The i7 M70 tops the electric range at 671 horsepower, 811 pound-feet, and a 3.8-second sprint to 62 mph. Ten minutes on a fast charger adds 134 miles of WLTP range. Those are flagship EV numbers from a car that doesn’t require a new platform to deliver them.
On the combustion side, the B58 inline-six gets a new turbocharger and Miller-cycle calibration. The 740 xDrive makes 394 horsepower with 48-volt mild-hybrid assist. Plug-in hybrids continue with the 750e at 483 hp and the M760e at 603 hp, though only the 750e is confirmed for the U.S. at launch.
A V8-powered M Performance variant — likely called the M760 — arrives next year. U.S. pricing starts at $99,800 for the rear-drive 740 and $106,200 for the i7 50 xDrive. German order books open May 28.

This is BMW hedging every bet at once. Combustion, plug-in hybrid, and full electric share one body, one interior, one design language — and that design language belongs to the Neue Klasse future, not the G70 past. The company is back-porting its next generation into its current one, testing whether buyers will accept the digital cockpit revolution in a car they already know.
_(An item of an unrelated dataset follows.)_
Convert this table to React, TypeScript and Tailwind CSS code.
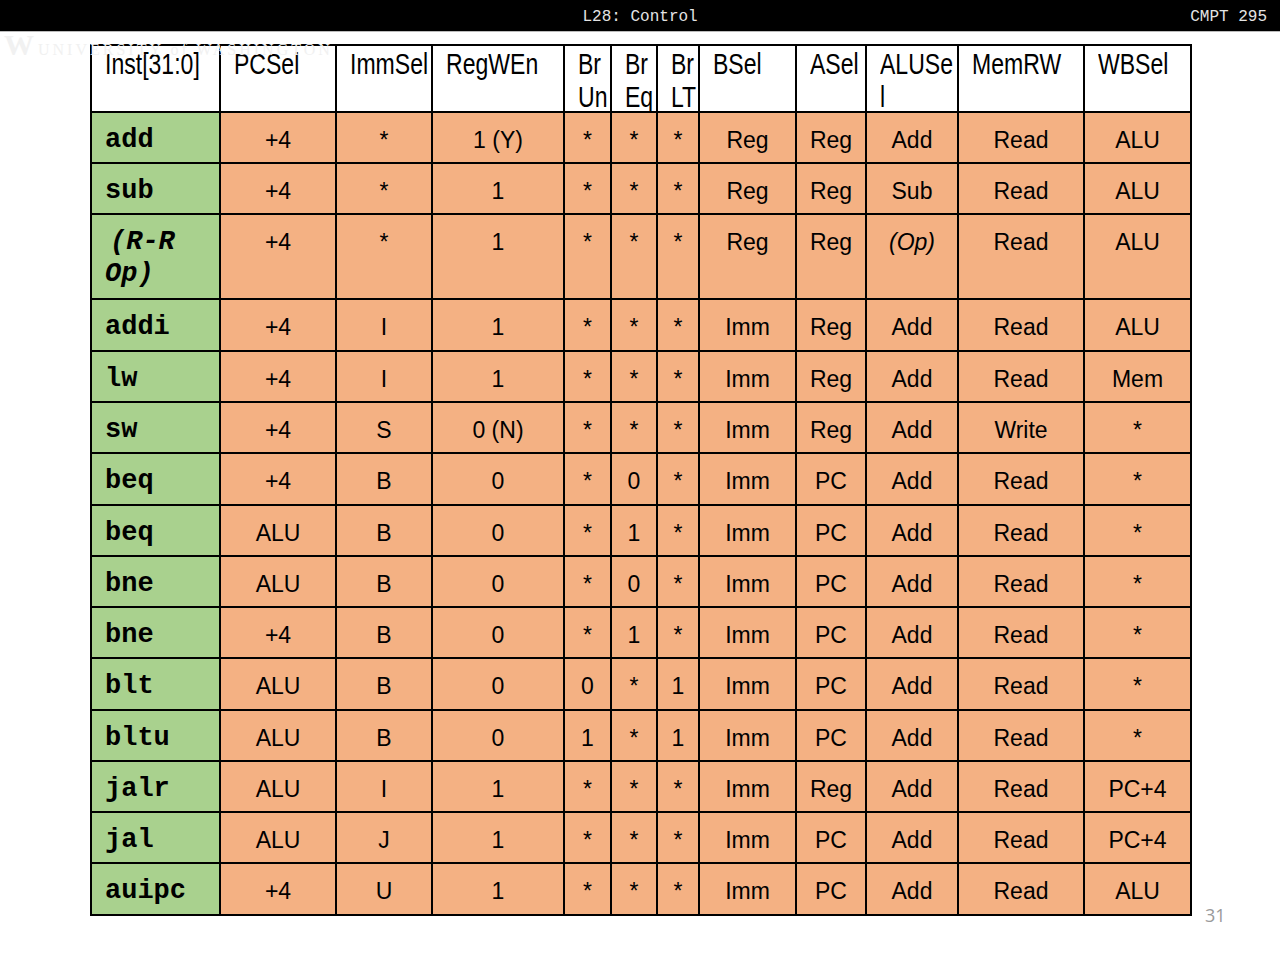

It’s a facelift that admits the original interior was already obsolete. Four years in, BMW looked at its own flagship and decided the whole dashboard needed replacing. That’s not a refresh — that’s a confession.
Production begins in Dingolfing in the coming months, and the sedan debuts publicly in Beijing this week. The 7 Series now carries the future of BMW’s interior design on its shoulders, whether the traditional luxury buyer asked for it or not.